Ontario reported 928 new COVID-19 cases and nine additional deaths on Tuesday, with labs seeing the highest test positivity rate recorded in the province since the end of May.

The seven-day rolling average of new cases now stands at 975, up from 940 yesterday and 794 one week ago.

Ontario reported 887 new cases on Monday and a multi-month record of 1,184 on Sunday.

The Ministry of Health says that 424 of Tuesday’s cases involved unvaccinated people, 26 involved people with only one dose of a vaccine, 401 involved fully vaccinated people and 77 involved people with unknown vaccination status.

Unvaccinated people make up only 19 per cent of Ontario’s population but form at least 46 per cent of Tuesday’s cases.

Labs processed more than 26,000 test specimens, generating a positivity rate of 3.8 per cent, the highest daily test positivity rate seen in Ontario since May 31.

There have now been 10,036 deaths and 606,800 recoveries from COVID-19 since March 2020, with the province’s known active caseload increasing to 8,479 on Tuesday, from 6,940 one week ago.

Thirty-six people have died of COVID-19 across Ontario in the past week.

Of Tuesday’s cases, 312 or 34 per cent involve people 19 or younger.

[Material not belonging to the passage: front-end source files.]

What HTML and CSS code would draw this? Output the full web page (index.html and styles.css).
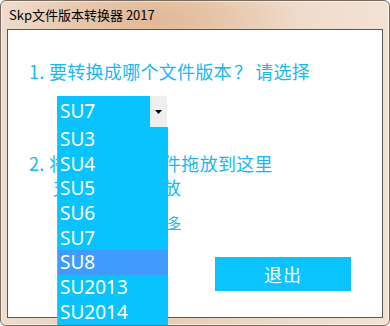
FILE: index.html
```html
<!DOCTYPE html>
<html lang="zh-CN">
<head>
<meta charset="utf-8">
<title>Skp文件版本转换器 2017</title>
<link rel="stylesheet" href="styles.css">
</head>
<body>
<div class="window">
  <div class="titlebar">Skp文件版本转换器 2017</div>
  <div class="panel">
    <div class="step step1">1. 要转换成哪个文件版本<span class="q">？</span>请选择</div>
    <div class="select-row">
      <div class="select">
        <span class="select-value">SU7</span>
        <span class="select-arrow"><svg width="7" height="4" viewBox="0 0 7 4"><path d="M0 0H7L3.5 4Z" fill="#000"/></svg></span>
      </div>
    </div>
    <div class="step step2">
      <div>2. 将要转换的 文件拖放到这里</div>
      <div class="indent">支持多文件拖放</div>
    </div>
    <div class="step3"><a class="more" href="#">访问官网了解更多</a></div>
    <div class="actions"><button class="exit">退出</button></div>
    <ul class="dropdown">
      <li>SU3</li>
      <li>SU4</li>
      <li>SU5</li>
      <li>SU6</li>
      <li>SU7</li>
      <li class="active">SU8</li>
      <li>SU2013</li>
      <li>SU2014</li>
    </ul>
  </div>
</div>
</body>
</html>
```
FILE: styles.css
```css
html, body {
  margin: 0;
  padding: 0;
  width: 390px;
  height: 326px;
  overflow: hidden;
  background: #ffffff;
}

.window {
  box-sizing: border-box;
  width: 390px;
  height: 326px;
  border: 1px solid #7b6a5e;
  border-radius: 6px;
  background:
    radial-gradient(ellipse 150px 40px at 150px 18px, rgba(222, 178, 140, 0.75), rgba(222, 178, 140, 0) 100%),
    linear-gradient(90deg, #efdccd 0%, #e8cbb2 40%, #eed9c7 70%, #f2e3d6 100%);
  box-shadow: inset 0 0 0 1px rgba(255, 255, 255, 0.5);
  display: flex;
  flex-direction: column;
  font-family: "Noto Sans", "Noto Sans CJK SC", sans-serif;
}

.titlebar {
  height: 28px;
  padding-left: 8px;
  font-family: "Noto Sans CJK SC", sans-serif;
  font-size: 13px;
  line-height: 27px;
  color: #000;
}

.panel {
  position: relative;
  box-sizing: border-box;
  margin: 0 6px 0 6px;
  height: 289px;
  background: #ffffff;
  border: 1px solid #5e5650;
  display: flex;
  flex-direction: column;
}

.step {
  font-family: "Noto Sans CJK SC", sans-serif;
  font-size: 18px;
  line-height: 24px;
  color: #1ab7f1;
  letter-spacing: 0.3px;
  padding-left: 21px;
}

.step1 {
  margin-top: 29px;
}

.q {
  margin: 0 3px 0 2px;
}

.select-row {
  margin-top: 13px;
  padding-left: 49px;
  display: flex;
}

.select {
  display: flex;
  height: 31px;
}

.select-value {
  width: 93px;
  background: #09c3fe;
  color: #fff;
  font-size: 19px;
  line-height: 31px;
  padding-left: 3px;
  box-sizing: border-box;
}

.select-arrow {
  width: 17px;
  background: #efefef;
  display: flex;
  align-items: center;
  justify-content: center;
}

.step2 {
  margin-top: 24px;
}

.step2 .indent {
  padding-left: 24px;
}

.step3 {
  margin-top: 14px;
  padding-left: 61px;
  font-family: "Noto Sans CJK SC", sans-serif;
  font-size: 14px;
  line-height: 18px;
}

.more {
  color: #1ab7f1;
  text-decoration: underline;
}

.actions {
  margin-top: 26px;
  padding-left: 207px;
  display: flex;
}

.exit {
  width: 136px;
  height: 34px;
  border: none;
  margin: 0;
  padding: 0;
  background: #0bc3ff;
  color: #fff;
  font-family: "Noto Sans CJK SC", sans-serif;
  font-size: 18px;
  line-height: 34px;
  letter-spacing: 1px;
}

.dropdown {
  position: absolute;
  left: 49px;
  top: 97px;
  width: 111px;
  margin: 0;
  padding: 0;
  list-style: none;
  background: #09c3fe;
  border-left: 1px solid #9aa3a8;
  box-sizing: border-box;
}

.dropdown li {
  height: 24.7px;
  line-height: 25px;
  padding-left: 2px;
  color: #fff;
  font-size: 19px;
}

.dropdown li.active {
  background: #3f9cfd;
}
```
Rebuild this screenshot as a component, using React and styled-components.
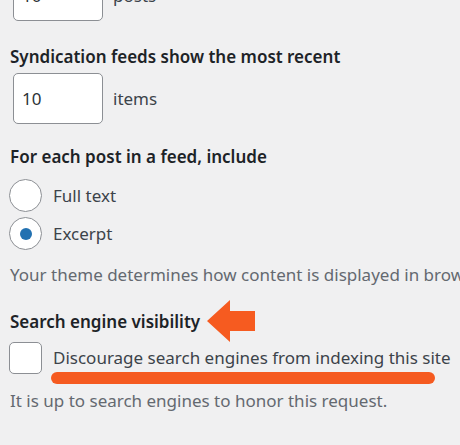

The province’s Science Advisory Table released an updated projection of COVID-19 case numbers that suggests Ontario could see 2,000 cases per day by mid-January if current trends continue and the Omicron variant proves to be both more transmissible and able to evade some of the immunity provided by mRNA vaccines.

It also appears likely the province’s vaccine passport system will be in place longer than first thought, as the province’s health minister said Monday the rules will be in place for at least the next “several months” and would not start to recede in January as was first announced.

Their prediction will come as the province sees its first locally-transmitted cases of the Omicron (B.1.1.529) coronavirus variant first discovered by South African scientists last month.

The Ministry of Health said there were 340 people in hospital due to COVID-19 across the province on Tuesday, the highest hospital occupancy seen since mid-September.

Of those, 165 were in intensive care and 95 were breathing with the help of a ventilator.

Across the GTHA, Toronto reported 163 new cases, York Region reported 84 new cases, Peel reported 48 new cases and Halton Region reported 25 new cases.

Durham Region reported 32 new cases and Hamilton reported 50 new cases.

Ontario administered more than 60,000 COVID-19 vaccine doses on Monday.

Of those, 15,629 were first doses, 5,002 were second doses and nearly 40,000 were third doses.

Across all age groups, 81 per cent of Ontario residents have at least one dose of a COVID-19 vaccine, 77 per cent have two doses and nearly six per cent have a third dose. 

The numbers used in this story are found in the Ontario Ministry of Health's COVID-19 Daily Epidemiologic Summary. The number of cases for any city or region may differ slightly from what is reported by the province, because local units report figures at different times.